The Awful Alfasud


The Alfasud was either (a) a brilliant success for Alfa Romeo or (b) the biggest disaster ever to befall them. A paradox? Read on.

It all started so well. Launched in 1971 it was an attractive looking car which had been designed by an engineer called Rudolph Hruska who had already been widely praised for his work for Porsche and Volkswagen. It had a perky 1200 cc flat four-cylinder engine producing 95 brake horsepower; top speed was 92 mph and it could achieve a nought to 60 time in a fraction over 14 seconds. Not exactly sports car performance, but not bad for an economical four-door saloon car. Rack and pinion steering, front wheel drive, four wheel disc brakes, and a low centre of gravity gave it excellent handling and roadholding. It stayed in production for 18 years, with sales of over 900,000 in that time. What was there to complain about?

Let us first look at why it was called an Alfasud. The word 'Sud' means South. Alfa Romeo traditionally built their cars in Milan but for several decades the Italian government had owned Alfa Romeo after the collapse of a bank that was supporting it. The government wanted to provide extra work for the south of Italy, which was economicaly depressed; and so they came up with the brilliant idea of building a new car factory near Naples. Unfortunately what they didn't realise was that providing a building and machine tools for assembling cars was one thing, finding a labour force that knew what to do with those tools was a different matter. The result was that quality control suffered badly.

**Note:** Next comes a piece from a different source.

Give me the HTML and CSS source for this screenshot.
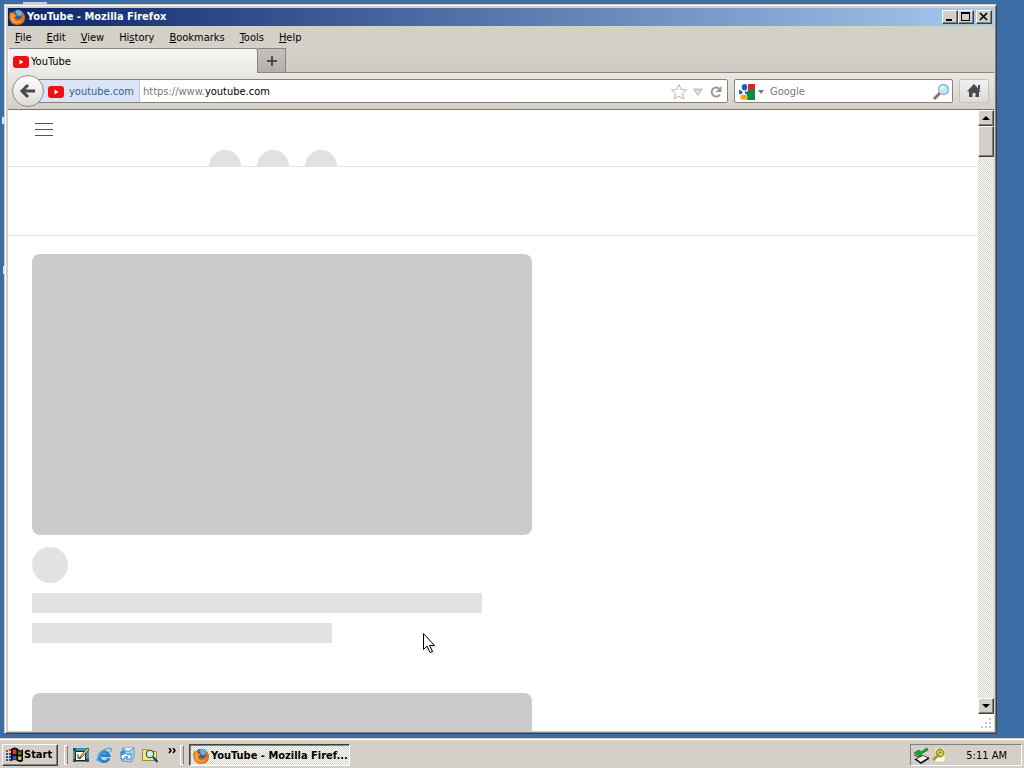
FILE: index.html
```html
<!DOCTYPE html>
<html lang="en">
<head>
<meta charset="utf-8">
<title>YouTube - Mozilla Firefox</title>
<link rel="stylesheet" href="styles.css">
</head>
<body>
<svg class="defs" aria-hidden="true">
  <symbol id="firefox" viewBox="0 0 16 16">
    <circle cx="8.5" cy="7.5" r="6.8" fill="#28639f"/>
    <path d="M7 1.500q4-1.500 6.500 2l-2 4-3-1-2-3z" fill="#75acd5"/>
    <path d="M1.500 2q.5 1.500 1.500 2 1.500-1 3-.5-1 1-.5 2l2.500.5q0 1.500-2 2 0 2.500 2.500 2.500 3 0 4.500-3 .5-3-1-5 4 2 4 6 0 7.500-8 7.500-7.500-.5-7.700-8Q.2 4.500 1.500 2z" fill="#e56f16"/>
    <path d="M2 4q1 1 2 0l1 2 2 .5-2 1.500q-.5 3.500 3 4.500 3.500.5 6-3-2 5-6.500 5-5-.5-6-5z" fill="#f7a12d"/>
  </symbol>
  <symbol id="youtube" viewBox="0 0 16 12">
    <rect width="16" height="12" rx="3" fill="#f20d12"/><path d="M6.500 3.500v5l4-2.500z" fill="#fff"/>
  </symbol>
</svg>
<div class="desktop">
  <span class="label-bit bit-top"></span><span class="label-bit bit-one"></span><span class="label-bit bit-two"></span>
  <main class="window">
    <header class="titlebar">
      <svg class="icon16"><use href="#firefox"/></svg>
      <h1 class="title">YouTube - Mozilla Firefox</h1>
      <button class="caption" aria-label="Minimize"><svg width="12" height="10"><path d="M2 7h6v2H2z"/></svg></button>
      <button class="caption" aria-label="Maximize"><svg width="12" height="10"><path d="M1 0h9v9H1zM2 2v6h7V2z" fill-rule="evenodd"/></svg></button>
      <button class="caption close" aria-label="Close"><svg width="12" height="10"><path d="M2 1l7 7M9 1L2 8" stroke="#000" stroke-width="1.700"/></svg></button>
    </header>
    <nav class="menubar">
      <button><u>F</u>ile</button><button><u>E</u>dit</button><button><u>V</u>iew</button><button>Hi<u>s</u>tory</button><button><u>B</u>ookmarks</button><button><u>T</u>ools</button><button><u>H</u>elp</button>
    </nav>
    <div class="tabs">
      <button class="tab"><svg width="16" height="12"><use href="#youtube"/></svg>YouTube</button>
      <button class="newtab" aria-label="New tab"><svg width="12" height="12"><path d="M6 1v10M1 6h10" stroke="#4d4d4d" stroke-width="2"/></svg></button>
    </div>
    <div class="toolbar">
      <button class="back" aria-label="Back"><svg width="18" height="16"><path d="M9 2L3 8l6 6M3 8h13" fill="none" stroke="#454a50" stroke-width="3"/></svg></button>
      <div class="urlbar">
        <span class="identity"><svg width="16" height="12"><use href="#youtube"/></svg>youtube.com</span>
        <label class="address"><span class="scheme">https://www.</span><input aria-label="Address" value="youtube.com"></label>
        <button class="plain star" aria-label="Bookmark"><svg width="18" height="18"><path d="M9 1.500l2.200 5 5.300.5-4 3.600 1.200 5.400L9 13.200 4.300 16l1.200-5.400-4-3.600 5.300-.5z" fill="#fff" stroke="#b4b4b4"/></svg></button>
        <button class="plain" aria-label="History"><svg width="12" height="10"><path d="M1.500 2h9L6 8.500z" fill="#d8d8d8" stroke="#bbb"/></svg></button>
        <button class="plain reload" aria-label="Reload"><svg width="14" height="14"><path d="M11 9.500A4.500 4.500 0 1 1 10 3.500" fill="none" stroke="#999" stroke-width="2"/><path d="M12.500 1v6h-6z" fill="#999"/></svg></button>
      </div>
      <div class="search">
        <svg width="16" height="16"><path d="M9 0h7v5H9z" fill="#d12825"/><path d="M9 5h7v11H8V9z" fill="#12883e"/><ellipse cx="5.500" cy="3.200" rx="2.700" ry="3.200" fill="#1e5bbb"/><path d="M0 5.500l4 2.500-2 2.500-2-1z" fill="#1e5bbb"/><path d="M6 7l3 1.500V11L6 9.500z" fill="#1e5bbb"/><ellipse cx="5" cy="13.200" rx="3.700" ry="2.600" fill="#f1aa25"/></svg>
        <svg class="drop" width="6" height="4"><path d="M0 0h6L3 4z" fill="#777"/></svg>
        <input aria-label="Search" placeholder="Google">
        <button class="plain" aria-label="Search"><svg width="18" height="18"><path d="M2 16l6-6" stroke="#8c6f5f" stroke-width="3"/><circle cx="11.500" cy="6.500" r="5" fill="#bfe9f8" stroke="#94b6cf" stroke-width="1.500"/><path d="M9 6q0-2 3-2" stroke="#fff" stroke-width="1.500" fill="none"/></svg></button>
      </div>
      <button class="home" aria-label="Home"><svg width="16" height="16"><path d="M8 1l7 7.500h-2V14H9.500v-4h-3v4H3V8.500H1z" fill="#454a50"/><path d="M12 2h2v4h-2z" fill="#454a50"/></svg></button>
    </div>
    <div class="viewport">
      <section class="page">
        <header class="masthead">
          <button class="plain burger" aria-label="Guide"><svg width="18" height="13"><path d="M0 0h18v1H0zM0 6h18v1H0zM0 12h18v1H0z" fill="#555"/></svg></button>
          <div class="dots"><i></i><i></i><i></i></div>
        </header>
        <div class="chips"></div>
        <article class="card"><div class="thumb"></div><div class="avatar"></div><div class="line"></div><div class="line short"></div></article>
        <article class="card"><div class="thumb"></div></article>
      </section>
      <aside class="side">
        <div class="scrollbar">
          <button class="arrow" aria-label="Scroll up"><svg width="8" height="4"><path d="M0 4h8L4 0z"/></svg></button>
          <div class="thumbbar"></div>
          <button class="arrow bottom" aria-label="Scroll down"><svg width="8" height="4"><path d="M0 0h8L4 4z"/></svg></button>
        </div>
        <svg class="grip" width="16" height="17"><path d="M11 4h2v2h-2zM7 8h2v2H7zM11 8h2v2h-2zM3 12h2v2H3zM7 12h2v2H7zM11 12h2v2h-2z" fill="#c8c5be"/></svg>
      </aside>
    </div>
  </main>
  <svg class="cursor" width="18" height="24"><path d="M3.500 3.500v17l4-4 3 6 2.500-1.300-3-5.700h5z" fill="#aaa" opacity=".35"/><path d="M1.500 1.500v16l3.500-3.500 3 6.500 2.500-1-3-6h5z" fill="#fff" stroke="#000"/></svg>
</div>
<footer class="taskbar">
  <button class="start"><svg width="17" height="16"><path d="M0 3h2v2H0zM3 2h2v2H3z" fill="#c3342d"/><path d="M0 6h2v2H0zM0 9h2v2H0zM0 12h2v2H0zM3 6h2v2H3zM3 9h2v2H3zM3 12h2v2H3z" fill="#3448a8"/><path d="M5 2q4-3 7 0t5 0v12q-3 2-5.500 0T5 14z"/><path d="M6.500 3q3-1.500 4 .5v4q-2-1-4 0z" fill="#d63a2d"/><path d="M12 4q2 1 3.500 0v3.500q-1.500 1-3.500 0z" fill="#2c8b2e"/><path d="M6.500 9q2-1 4 0v4q-2-1-4 0z" fill="#3153c4"/><path d="M12 9q2 1 3.500 0v3.500q-2 1-3.500 0z" fill="#e0c32c"/></svg>Start</button>
  <span class="handle"></span>
  <div class="quick">
    <button class="plain" aria-label="Show Desktop"><svg width="17" height="16"><path d="M0 1h16v14H0z" fill="#4690a8"/><path d="M0 1h3v3H0zM0 12h3v3H0zM13 12h3v3h-3z" fill="#19546e"/><path d="M2.500 4.500h10v9h-10z" fill="#fffce8" stroke="#222"/><path d="M7 10l7-9 2 1.500L9 10l-3 2z" fill="#f5d36b" stroke="#333" stroke-width=".8"/><path d="M5 7v4h3" fill="none" stroke="#333"/></svg></button>
    <button class="plain" aria-label="Internet Explorer"><svg width="17" height="16"><path d="M13 11A5 5 0 1 1 13 8.500H5" fill="none" stroke="#2684cf" stroke-width="3"/><path d="M3 14Q-1 14 4 7t11-5.500q1 1-1 3.500" fill="none" stroke="#51acdf" stroke-width="1.500"/></svg></button>
    <button class="plain" aria-label="Outlook Express"><svg width="17" height="16"><path d="M4 1h11v9l-3 5-9-1-1-6z" fill="#a7d3f5" stroke="#5a9bd2"/><path d="M4 1l5 4 6-4" fill="#e5f5ff" stroke="#4c91c5"/><path d="M2 12V8q5-3 8 0l2-2v6H7l2-2q-3-2-4 2z" fill="#fff" stroke="#3280c4"/><path d="M1 5l4-2 2 2-5 3z" fill="#3a8bd1"/></svg></button>
    <button class="plain" aria-label="Search files"><svg width="17" height="16"><path d="M.5 2.500h5l1 2h8v9H.5z" fill="#f4e58a" stroke="#9b8f3d"/><circle cx="8" cy="7" r="3.800" fill="#c8f1f4" stroke="#333"/><path d="M11 10l4.500 5" stroke="#173c79" stroke-width="2"/></svg></button>
  </div>
  <button class="plain more" aria-label="More"><svg width="8" height="6"><path d="M1 0l2 2.500L1 5M5 0l2 2.500L5 5" fill="none" stroke="#000" stroke-width="1.500"/></svg></button>
  <span class="handle"></span>
  <button class="task"><svg class="icon16"><use href="#firefox"/></svg><span>YouTube - Mozilla Firef...</span></button>
  <div class="tray">
    <svg width="17" height="17"><path d="M3 12l6-4 7 3-8 5z" fill="#eee" stroke="#444"/><path d="M2 12l6 4 8-5" fill="none" stroke="#111" stroke-width="1.500"/><path d="M1 8l5 2 3-1" fill="none" stroke="#333"/><path d="M14 1L8 5 6 3 1 6l6 3 1-2 7-4z" fill="#19a52c" stroke="#08701a" stroke-width=".7"/></svg>
    <svg width="16" height="16"><path d="M4 1h8l2 2v12H4z" fill="#fffde8" stroke="#d5d29b"/><circle cx="9" cy="6" r="3.500" fill="#f6f28b" stroke="#99992a" stroke-width="1.800"/><path d="M6.500 9L2 13" stroke="#99992a" stroke-width="2.500"/><path d="M8 8V5h2v2" fill="none" stroke="#77771a"/></svg>
    <time>5:11 AM</time>
  </div>
</footer>
</body>
</html>
```
FILE: styles.css
```css
* { box-sizing: border-box; }
body { margin: 0; height: 100vh; display: flex; flex-direction: column; overflow: hidden; background: #3a6ea5; color: #000; font: 11px/14px Tahoma, "DejaVu Sans Condensed", sans-serif; }
button, input { font: inherit; color: inherit; }
button { margin: 0; padding: 0; border: 0; background: none; }
svg { display: block; flex: none; }
.defs { position: absolute; width: 0; height: 0; }
.icon16 { width: 16px; height: 16px; }
.plain { display: flex; align-items: center; justify-content: center; }
.desktop { position: relative; flex: 1; min-height: 0; display: flex; padding: 4px 27px 4px 4px; }
.label-bit { position: absolute; background: #dfe6ef; }
.bit-top { left: 23px; top: 2px; width: 24px; height: 2px; background: #c9cfe8; }
.bit-one { left: 2px; top: 117px; width: 2px; height: 7px; }
.bit-two { left: 3px; top: 266px; width: 2px; height: 8px; }
.window { flex: 1; min-width: 0; display: flex; flex-direction: column; padding: 3px 2px 2px 3px; background: #d4d0c8; border: 1px solid #404040; border-top-color: #d4d0c8; border-left-color: #d4d0c8; box-shadow: inset 1px 1px #fff, inset -1px -1px #808080; }
.titlebar { display: flex; align-items: center; height: 18px; padding: 0 2px 0 1px; background: linear-gradient(90deg, #0a246a, #a6caf0); color: #fff; }
.title { flex: 1; margin: 0 0 0 2px; font-size: 11px; line-height: 14px; }
.caption, .start, .arrow, .thumbbar { background: #d4d0c8; border: 1px solid #404040; border-top-color: #fff; border-left-color: #fff; box-shadow: inset -1px -1px #808080; }
.caption { width: 16px; height: 14px; padding: 1px; }
.close { margin-left: 2px; }
.menubar { display: flex; gap: 15px; height: 22px; padding: 1px 7px 0; align-items: center; }
.tabs { display: flex; height: 25px; border-bottom: 1px solid #88857e; background: linear-gradient(#d4d0c8, #cfcbc3); }
.tab { display: flex; align-items: center; gap: 2px; width: 250px; height: 26px; padding: 1px 4px 0; border: 1px solid #88857e; border-bottom: 0; border-radius: 3px 3px 0 0; border-left-color: #fff; background: linear-gradient(#f6f5f3, #eae8e4); }
.newtab { display: flex; align-items: center; justify-content: center; width: 28px; border: 1px solid #88857e; border-bottom: 0; border-left: 0; background: linear-gradient(#c5c1ba, #b3b0aa); }
.toolbar { display: flex; align-items: center; height: 37px; padding: 0 5px 0 4px; border-bottom: 1px solid #77746e; background: linear-gradient(#eae8e4, #d4d0c8); }
.back { z-index: 1; display: flex; align-items: center; justify-content: center; width: 32px; height: 32px; border: 1px solid #918e88; border-radius: 50%; background: linear-gradient(#fff, #dedbd6); }
.urlbar, .search { display: flex; align-items: center; height: 24px; padding-top: 1px; border: 1px solid #85827c; border-radius: 2px; background: #fff; }
.urlbar { flex: 1; min-width: 0; margin: 0 6px 0 -8px; padding-right: 4px; }
.identity { display: flex; align-items: center; align-self: stretch; gap: 5px; margin-top: -1px; padding: 1px 5px 0 11px; border-right: 1px solid #bacce6; background: #d9e4f5; color: #386087; }
.address { flex: 1; display: flex; align-items: center; min-width: 0; padding-left: 3px; }
.scheme { color: #777; }
input { flex: 1; min-width: 0; height: 14px; padding: 0; border: 0; outline: 0; background: transparent; }
.star { margin-right: 4px; }
.reload { margin-left: 5px; }
.search { width: 219px; padding-left: 4px; padding-right: 2px; }
.drop { margin: 0 6px 0 3px; }
.search input::placeholder { color: #777; opacity: 1; }
.home { display: flex; align-items: center; justify-content: center; width: 30px; height: 24px; margin-left: 6px; border: 1px solid #c7c3bc; border-radius: 2px; background: linear-gradient(#f1f0ee, #dedbd6); }
.viewport { flex: 1; min-height: 0; display: flex; background: #fff; }
.page { flex: 1; min-width: 0; overflow: hidden; }
.masthead { height: 57px; padding: 13px 27px 0; border-bottom: 1px solid #e2e2e2; overflow: hidden; }
.burger { height: 13px; }
.dots { display: flex; gap: 16px; margin: 14px 0 0 174px; }
.dots i { width: 32px; height: 32px; border-radius: 50%; background: #e2e2e2; }
.chips { height: 69px; border-bottom: 1px solid #e5e5e5; }
.card { width: 500px; max-width: 90%; margin: 18px 0 50px 24px; }
.thumb { height: 281px; border-radius: 8px; background: #cbcbcb; }
.avatar { width: 36px; height: 36px; margin: 12px 0 10px; border-radius: 50%; background: #e2e2e2; }
.line { width: 90%; height: 20px; margin-bottom: 10px; background: #e2e2e2; }
.short { width: 60%; margin-bottom: 0; }
.side { display: flex; flex-direction: column; width: 16px; }
.scrollbar { flex: 1; display: flex; flex-direction: column; background: repeating-conic-gradient(#fff 0 25%, #d4d0c8 0 50%) 0 0 / 2px 2px; }
.arrow { display: flex; align-items: center; justify-content: center; height: 16px; }
.thumbbar { height: 31px; }
.bottom { margin-top: auto; }
.cursor { position: absolute; left: 422px; top: 632px; }
.taskbar { display: flex; align-items: center; height: 30px; padding: 3px 2px 0; border-top: 1px solid #d4d0c8; box-shadow: inset 0 1px #fff; background: #d4d0c8; }
.start { display: flex; align-items: center; gap: 1px; height: 22px; width: 56px; padding: 0 3px; font-weight: bold; }
.handle { width: 4px; height: 20px; margin: 0 4px 0 6px; border: 1px solid #fff; border-right-color: #808080; }
.quick { display: flex; gap: 6px; padding-left: 1px; }
.more { height: 18px; margin-left: 9px; align-items: flex-start; padding-top: 2px; }
.more + .handle { margin: 0 5px 0 4px; }
.task { display: flex; align-items: center; gap: 2px; width: 161px; height: 22px; padding: 1px 2px 0 3px; border: 1px solid #fff; border-top-color: #404040; border-left-color: #404040; box-shadow: inset 1px 1px #808080; background: repeating-conic-gradient(#fff 0 25%, #d4d0c8 0 50%) 0 0 / 2px 2px; font-weight: bold; white-space: nowrap; }
.tray { display: flex; align-items: center; gap: 1px; width: 112px; height: 22px; margin-left: auto; padding: 0 14px 0 2px; border: 1px solid #fff; border-top-color: #808080; border-left-color: #808080; }
.tray time { margin-left: auto; padding-top: 1px; }
```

At the same time as the cars were being assembled in the south of Italy many components was still being manufactured at the Milan factory. Some of the workers there were not greatly happy about the fact that work that they thought would come to them had gone elsewhere. Perhaps this had nothing to do with the fact that some of these components were produced shoddily to say the least but it certainly had a detrimental effect on the ability of inexperienced engineers at the other end of the country to produce a high-quality product.

Alfa Romeo had always had a reputation for turning out fairly small numbers of first-class cars which still found a market even though they were expensive. They were now mass-producing dubious quality cars. Their reputation took a hit which still hasn't completely recovered decades later. And that is before we talk about rust.

Why Italian cars of the 1970s rusted away so quickly is a matter of debate. One of the reasons is that Russia was very short of foreign currency but their steel mills were producing more metal than they could ever use. Such is the efficiency of a fully planned economy! They got rid of a lot of this steel by barter with Italy; the problem was it wasn't really of terribly good quality.

What didn't help was the production methods that Alfa Romeo were using at the time. Before cars were painted they were frequently left outside in the rain so they were rusting before they even got a layer of paint on them. Under sealing was non-existent and design techniques that could have at least avoided the worst rust traps were not even, it seems, dreamt of. Hundreds of thousands of buyers who thought they had got a bargain found their cars, which were breaking down faster than they should, were also disintegrating faster too.

Try finding a decent second hand Alfasud now. There are probably fewer of them still in roadworthy condition than there are Stradales.